BRIEF:
Give back the full listing verbatim, apart from its images.

GIVEN DATA:
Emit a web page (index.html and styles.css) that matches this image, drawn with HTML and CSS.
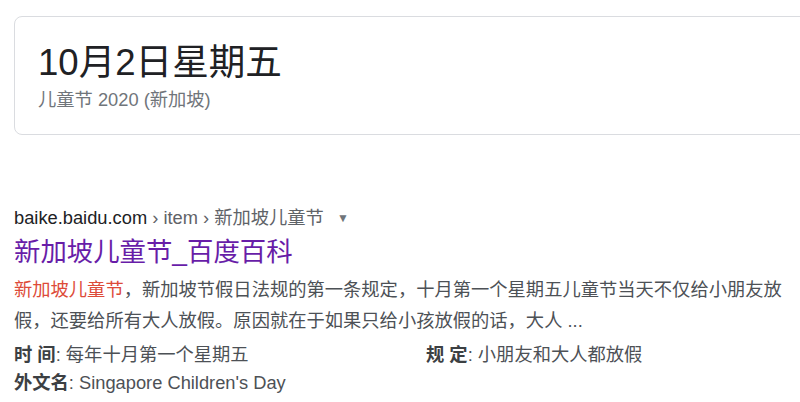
FILE: index.html
```html
<!DOCTYPE html>
<html lang="zh-CN">
  <head>
    <meta charset="UTF-8" />
    <title>新加坡儿童节</title>
    <link rel="stylesheet" href="styles.css">
  </head>
  <body>
    <div class="answer-card">
      <div class="answer-date">10月2日星期五</div>
      <div class="answer-sub">儿童节 2020 (新加坡)</div>
    </div>

    <div class="result">
      <div class="crumbs">
        <span class="host">baike.baidu.com</span>
        <span class="path"> › item › 新加坡儿童节</span>
        <span class="caret">▼</span>
      </div>
      <a class="result-title" href="#">新加坡儿童节_百度百科</a>
      <div class="snippet"><span class="hit">新加坡儿童节</span>，新加坡节假日法规的第一条规定，十月第一个星期五儿童节当天不仅给小朋友放假，还要给所有大人放假。原因就在于如果只给小孩放假的话，大人 ...</div>
      <div class="facts">
        <div class="fact"><b>时 间</b>: 每年十月第一个星期五</div>
        <div class="fact"><b>规 定</b>: 小朋友和大人都放假</div>
        <div class="fact"><b>外文名</b>: Singapore Children's Day</div>
      </div>
    </div>
  </body>
</html>
```

FILE: styles.css
```css
html,
body {
  overflow: hidden;
}

body {
  margin: 0;
  padding: 16px 0 0 14px;
  background-color: #fff;
  font-family: "Liberation Sans", Arial, "Noto Sans CJK SC", sans-serif;
  color: #4d5156;
}

.answer-card {
  width: 840px;
  border: 1px solid #dadce0;
  border-radius: 8px;
  padding: 24px 0 19px 23px;
}

.answer-date {
  font-size: 36.6px;
  line-height: 44px;
  color: #202124;
}

.answer-sub {
  font-size: 18.3px;
  line-height: 30px;
  color: #70757a;
}

.result {
  margin-top: 69px;
  width: 784px;
}

.crumbs {
  font-size: 18.3px;
  line-height: 28px;
  color: #5f6368;
  white-space: nowrap;
}

.host {
  color: #202124;
}

.caret {
  font-size: 12px;
  margin-left: 8px;
  color: #70757a;
  vertical-align: 2px;
}

.result-title {
  display: block;
  font-size: 26.4px;
  line-height: 40px;
  color: #681da8;
  text-decoration: none;
}

.snippet {
  font-size: 18.3px;
  line-height: 31px;
  margin-top: 2px;
}

.hit {
  color: #dd4b39;
}

.facts {
  display: grid;
  grid-template-columns: 412px 1fr;
  margin-top: 5px;
  font-size: 18.3px;
  line-height: 28px;
}

.fact b {
  color: #3c4043;
}
```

FULL ANSWER:
Emit a web page (index.html and styles.css) that matches this image, drawn with HTML and CSS.
FILE: index.html
```html
<!DOCTYPE html>
<html lang="zh-CN">
  <head>
    <meta charset="UTF-8" />
    <title>新加坡儿童节</title>
    <link rel="stylesheet" href="styles.css">
  </head>
  <body>
    <div class="answer-card">
      <div class="answer-date">10月2日星期五</div>
      <div class="answer-sub">儿童节 2020 (新加坡)</div>
    </div>

    <div class="result">
      <div class="crumbs">
        <span class="host">baike.baidu.com</span>
        <span class="path"> › item › 新加坡儿童节</span>
        <span class="caret">▼</span>
      </div>
      <a class="result-title" href="#">新加坡儿童节_百度百科</a>
      <div class="snippet"><span class="hit">新加坡儿童节</span>，新加坡节假日法规的第一条规定，十月第一个星期五儿童节当天不仅给小朋友放假，还要给所有大人放假。原因就在于如果只给小孩放假的话，大人 ...</div>
      <div class="facts">
        <div class="fact"><b>时 间</b>: 每年十月第一个星期五</div>
        <div class="fact"><b>规 定</b>: 小朋友和大人都放假</div>
        <div class="fact"><b>外文名</b>: Singapore Children's Day</div>
      </div>
    </div>
  </body>
</html>
```

FILE: styles.css
```css
html,
body {
  overflow: hidden;
}

body {
  margin: 0;
  padding: 16px 0 0 14px;
  background-color: #fff;
  font-family: "Liberation Sans", Arial, "Noto Sans CJK SC", sans-serif;
  color: #4d5156;
}

.answer-card {
  width: 840px;
  border: 1px solid #dadce0;
  border-radius: 8px;
  padding: 24px 0 19px 23px;
}

.answer-date {
  font-size: 36.6px;
  line-height: 44px;
  color: #202124;
}

.answer-sub {
  font-size: 18.3px;
  line-height: 30px;
  color: #70757a;
}

.result {
  margin-top: 69px;
  width: 784px;
}

.crumbs {
  font-size: 18.3px;
  line-height: 28px;
  color: #5f6368;
  white-space: nowrap;
}

.host {
  color: #202124;
}

.caret {
  font-size: 12px;
  margin-left: 8px;
  color: #70757a;
  vertical-align: 2px;
}

.result-title {
  display: block;
  font-size: 26.4px;
  line-height: 40px;
  color: #681da8;
  text-decoration: none;
}

.snippet {
  font-size: 18.3px;
  line-height: 31px;
  margin-top: 2px;
}

.hit {
  color: #dd4b39;
}

.facts {
  display: grid;
  grid-template-columns: 412px 1fr;
  margin-top: 5px;
  font-size: 18.3px;
  line-height: 28px;
}

.fact b {
  color: #3c4043;
}
```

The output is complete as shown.